18 Replies to “Migration”

  1. Alaska is a spectacular place to be. Amazing images as usual. Migrating is a fundamental way of living in order to survive. You describe it so well, and I cannot but envy you your chances to see, hear and live all this. The incredible bird opera.

    1. Thank you, Ann-Christine. The spring bird migration in Cordova is one of Nature’s great spectacles. I feel so fortunate to have witnessed it. Clouds of birds numbering in the thousands dancing and swirling all around me was one of the great spiritual highlights of my life.

  2. I had to laugh at your “adapt vs endure” analogy Dianne. And trust me, if Cordova is a “Bit off the beaten path” for you, it is SURELY off the beaten path for most everyone!! While Kiawah has nowhere near the number of migratory birds Alaska has, we have our own special breeds that do a stopover to rest and resuscitate. Most importantly, the Red Knots arrived here just this week. I’ve tried to get out to shoot them but so far no luck. Rest assured if I succeed you will see them on the blog. Apparently the flock this year is huge – perhaps due to pandemic? Anyway, thanks so much for this beautiful post and for sharing Alaska’s amazing birdlife.

    1. Thank you, Tina. I’ve done a few programs in both Denali and Wrangell St. Elias on how all living things have to endure adapt, or avoid to survive winter, including humans, and how we use many of the same strategies the wildlife uses to make it happen. When I read your last post I was reminded of the spectacular birdlife you have on the southeast coast. Some day one day I’d love to visit and immerse myself in that ecosystem.

    1. Thank you, Siobhan Yes, it certainly is a spruce grouse. They’re not the brightest birds in the Universe but they sure are pretty!

  3. I love bird migration time! Robins are everywhere, lots of swans overhead, and I keep hearing geese but not seeing them as they fly north. Feel free to stop in at 12 mile as you migrate east from Palmer (we are vaccinated!)

    1. I’ll have to do that. It’s been way too long since I visited with you folks, although I send a mental howdy and a smile every time I drive by your T-n-T antler!

  4. We had whimbrels on the ice at Strelna Lake this week! I had been hoping to go to the shorebird festival this year too. It was pretty exciting to have some shorebirds come to us!

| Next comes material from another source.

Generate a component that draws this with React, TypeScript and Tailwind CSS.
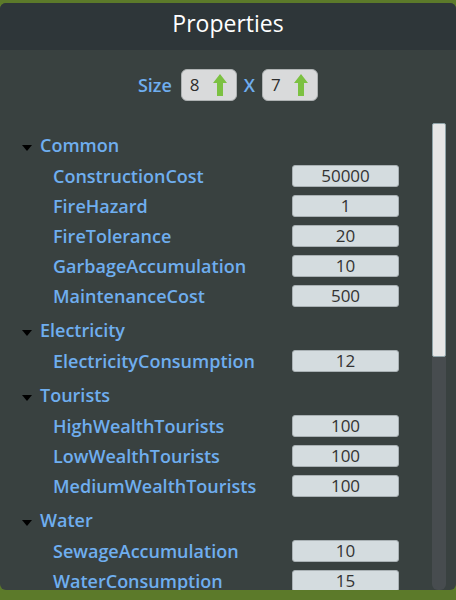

  5. Migration does make a lot of sense – those birds know what they are doing! I love your shot of the eagle 🙂

  6. Ptarmigan? Don’t they grow white feathers for winter? I may be confused.

    An Alaska winter is tough I imagine. Its the lack of sunshine that would do me in. Perhaps it would be easier for you if you had that weird heat exchange design some birds have in their feet to keep them from freezing.

    http://askanaturalist.com/why-don%E2%80%99t-ducks%E2%80%99-feet-freeze/

    And when I read things like that I realize Einstein was right. Things are a little too perfect in the Universe to totally not believe in the divine. Paraphrasing..mispelling too I think.

    1. Yes, ptarmigan do turn white in the winter! The bird in the photo is a spruce grouse. They don’t turn white. The dark really gets to me. SAD syndrome – depression, cravings for salty junk food.
      I agree – things fit together too perfectly for there not to be something bigger than all of us that we don’t understand – whether you call it God, the Divine, the Great All…. The Universe is an intelligence that we all are part of. Unexplainable.